J’en ai fait, des coches, des « belles obs », des prospections fructueuses. Je me suis souvent émerveillé dans la Nature. J’ai loué le Créateur souvent, face au ballet magique de la Création – et même déjà blogué là-dessus. Les milliers d’heures de terrain m’ont réservé bien des moments techniquement très similaires à cette contemplation d’une Pie-grièche grise, sur un site favorable et même déjà connu pour l’avoir accueillie.
Mais je n’avais pas encore fait cette expérience. Très simple. Paisible.
Juste découvrir que l’observation d’une Pie-grièche grise, quelque part sur un plateau agricole, m’avait empli d’une légèreté moins faite de satisfaction que d’amour. Qu’elle dépassait l’habituel émerveillement face à la Nature. Qu’au lieu de combler le cerveau, elle vivifiait le cœur, appelait à ouvrir les bras à tous les horizons qui se déployaient là-haut, autour de ce petit hameau. Qu’elle poussait moins à contempler, qu’à se mettre en mouvement. Qu’au-delà de l’oiseau observé, au-delà même de la louange au Créateur pour la Création, il s’était produit une rencontre, et un don.

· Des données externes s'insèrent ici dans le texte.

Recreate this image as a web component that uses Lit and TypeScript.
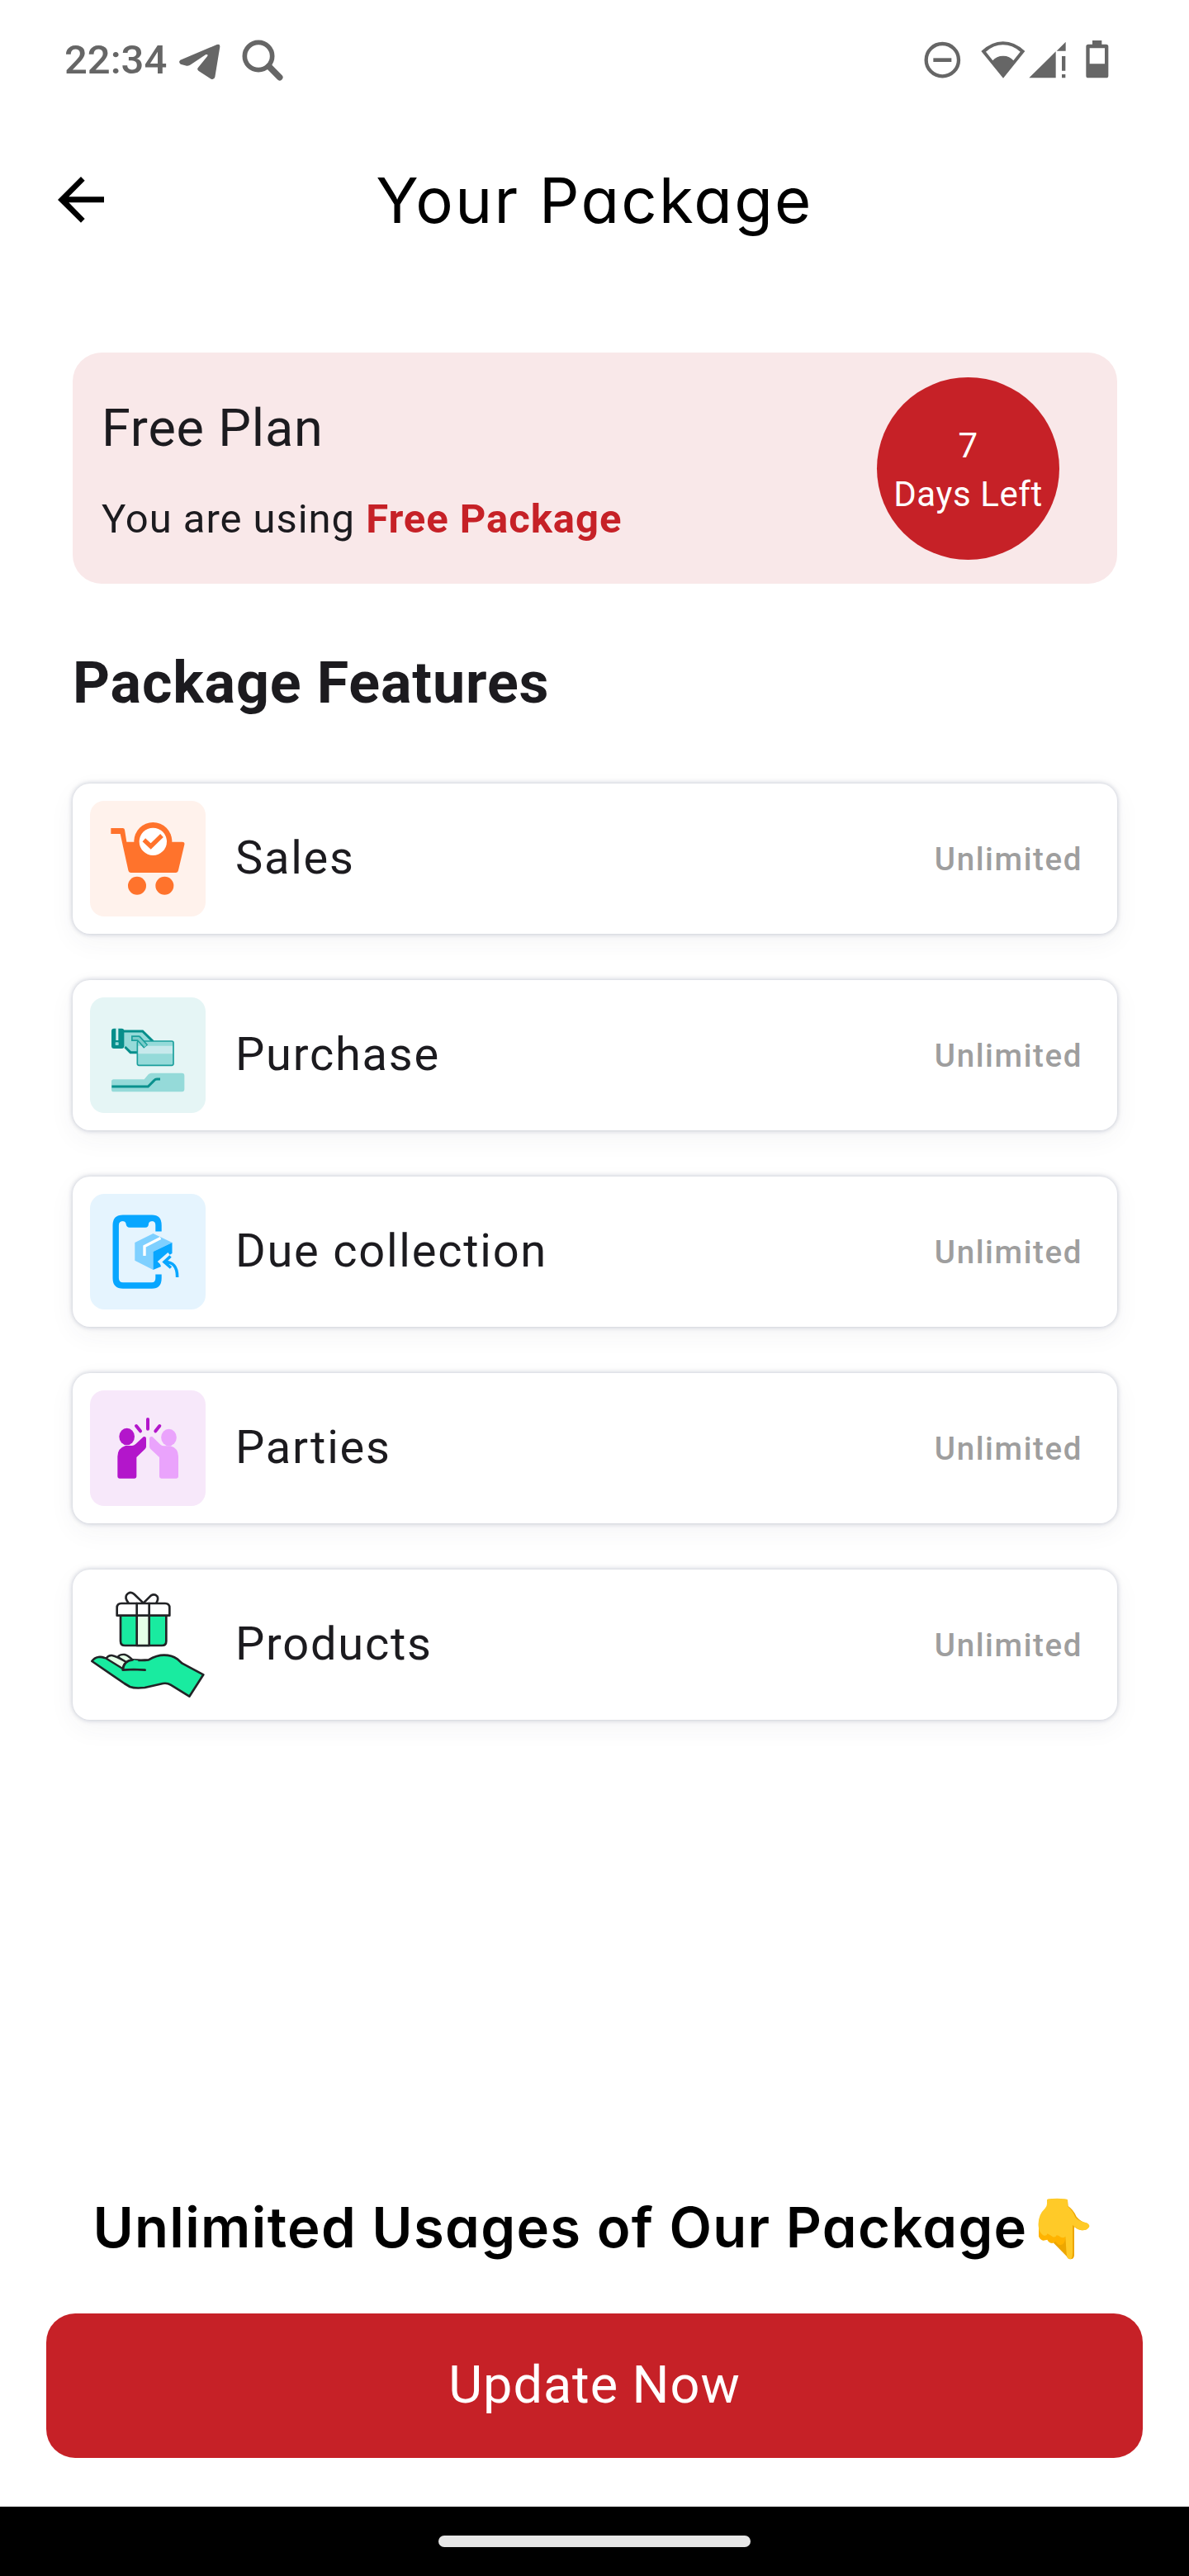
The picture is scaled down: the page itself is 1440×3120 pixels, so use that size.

Je crois bien que c’est ce qu’on appelle une Grâce. Qu’on m’excuse la majuscule, pompeuse, un peu trop pour cette rencontre toute en fraîcheur. C’est pour éviter les quiproquos. C’est pour dire tout l’amour que le Christ avait mis là dans l’élégance d’un oiseau peu commun perché sur un pommier – donné sans compter à tous les cœurs prêts à le voir.
Voilà ; c’est fait, c’est sûr, et j’en témoigne : rencontrer le Christ dans la Création apporte des grâces.
Alors, pour moi, ce Noël, si vous le permettez, et bien que Luc n’en ait rien dit, il y aura une Pie-grièche grise dans l’arbre, aux côtés des moutons et des bergers, et qui regardera l’Enfant.
Par contre, soyez gentils. Si vous allez rechercher vous aussi, la grâce d’une rencontre avec Dieu grâce aux pies-grièches des campagnes, contemplez-la sans la contraindre à fuir. Il fait froid, sur le plateau. Elle aura besoin de toutes ses forces pour passer l’hiver, et nous attendre encore demain.
Merci Phylloscopus,
Amélie
Très cher Phyllo , le 19/12 est ma date de naissance et ton témoignage est pour moi le plus beau des cadeau , je n’ai encore jamais vu de mes yeux ce merveilleux petit oiseau , je sais bien que le Seigneur se donne dans ces rencontres ! Merci frèrot !!!